Problem description = Give a verbatim copy of the lines below, minus the pictures.
:: Supplied data ::
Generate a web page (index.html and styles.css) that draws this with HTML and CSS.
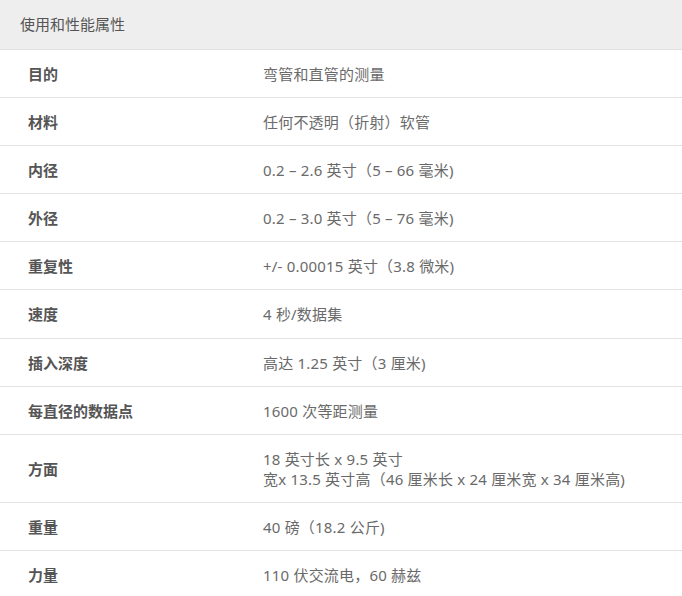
FILE: index.html
```html
<!DOCTYPE html>
<html lang="zh">
<head>
<meta charset="utf-8">
<link rel="stylesheet" href="styles.css">
</head>
<body>
<div class="spec">
  <div class="spec-head">使用和性能属性</div>
  <div class="row"><div class="label">目的</div><div class="value">弯管和直管的测量</div></div>
  <div class="row"><div class="label">材料</div><div class="value">任何不透明（折射）软管</div></div>
  <div class="row"><div class="label">内径</div><div class="value">0.2 – 2.6 英寸（5 – 66 毫米)</div></div>
  <div class="row"><div class="label">外径</div><div class="value">0.2 – 3.0 英寸（5 – 76 毫米)</div></div>
  <div class="row"><div class="label">重复性</div><div class="value">+/- 0.00015 英寸（3.8 微米)</div></div>
  <div class="row"><div class="label">速度</div><div class="value">4 秒/数据集</div></div>
  <div class="row"><div class="label">插入深度</div><div class="value">高达 1.25 英寸（3 厘米)</div></div>
  <div class="row"><div class="label">每直径的数据点</div><div class="value">1600 次等距测量</div></div>
  <div class="row"><div class="label">方面</div><div class="value">18 英寸长 x 9.5 英寸<br>宽x 13.5 英寸高（46 厘米长 x 24 厘米宽 x 34 厘米高)</div></div>
  <div class="row"><div class="label">重量</div><div class="value">40 磅（18.2 公斤)</div></div>
  <div class="row"><div class="label">力量</div><div class="value">110 伏交流电，60 赫兹</div></div>
</div>
</body>
</html>
```
FILE: styles.css
```css
html, body {
  margin: 0;
  padding: 0;
  background: #fff;
}
body {
  font-family: "Noto Sans", "Noto Sans CJK SC", sans-serif;
  font-size: 15px;
  color: #666;
}
.spec-head {
  background: #eeeeee;
  border-bottom: 1px solid #e2e2e2;
  height: 49.5px;
  box-sizing: border-box;
  padding-left: 20px;
  line-height: 48px;
  color: #555;
}
.row {
  display: flex;
  align-items: center;
  border-bottom: 1px solid #e2e2e2;
  padding: 14px 0 13.2px;
  line-height: 20px;
}
.label {
  width: 235px;
  padding-left: 28px;
  flex: none;
  font-weight: bold;
  color: #555;
}
.value {
  color: #6a6a6a;
  letter-spacing: 0.2px;
}
```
:::
Full solution =
Generate a web page (index.html and styles.css) that draws this with HTML and CSS.
FILE: index.html
```html
<!DOCTYPE html>
<html lang="zh">
<head>
<meta charset="utf-8">
<link rel="stylesheet" href="styles.css">
</head>
<body>
<div class="spec">
  <div class="spec-head">使用和性能属性</div>
  <div class="row"><div class="label">目的</div><div class="value">弯管和直管的测量</div></div>
  <div class="row"><div class="label">材料</div><div class="value">任何不透明（折射）软管</div></div>
  <div class="row"><div class="label">内径</div><div class="value">0.2 – 2.6 英寸（5 – 66 毫米)</div></div>
  <div class="row"><div class="label">外径</div><div class="value">0.2 – 3.0 英寸（5 – 76 毫米)</div></div>
  <div class="row"><div class="label">重复性</div><div class="value">+/- 0.00015 英寸（3.8 微米)</div></div>
  <div class="row"><div class="label">速度</div><div class="value">4 秒/数据集</div></div>
  <div class="row"><div class="label">插入深度</div><div class="value">高达 1.25 英寸（3 厘米)</div></div>
  <div class="row"><div class="label">每直径的数据点</div><div class="value">1600 次等距测量</div></div>
  <div class="row"><div class="label">方面</div><div class="value">18 英寸长 x 9.5 英寸<br>宽x 13.5 英寸高（46 厘米长 x 24 厘米宽 x 34 厘米高)</div></div>
  <div class="row"><div class="label">重量</div><div class="value">40 磅（18.2 公斤)</div></div>
  <div class="row"><div class="label">力量</div><div class="value">110 伏交流电，60 赫兹</div></div>
</div>
</body>
</html>
```
FILE: styles.css
```css
html, body {
  margin: 0;
  padding: 0;
  background: #fff;
}
body {
  font-family: "Noto Sans", "Noto Sans CJK SC", sans-serif;
  font-size: 15px;
  color: #666;
}
.spec-head {
  background: #eeeeee;
  border-bottom: 1px solid #e2e2e2;
  height: 49.5px;
  box-sizing: border-box;
  padding-left: 20px;
  line-height: 48px;
  color: #555;
}
.row {
  display: flex;
  align-items: center;
  border-bottom: 1px solid #e2e2e2;
  padding: 14px 0 13.2px;
  line-height: 20px;
}
.label {
  width: 235px;
  padding-left: 28px;
  flex: none;
  font-weight: bold;
  color: #555;
}
.value {
  color: #6a6a6a;
  letter-spacing: 0.2px;
}
```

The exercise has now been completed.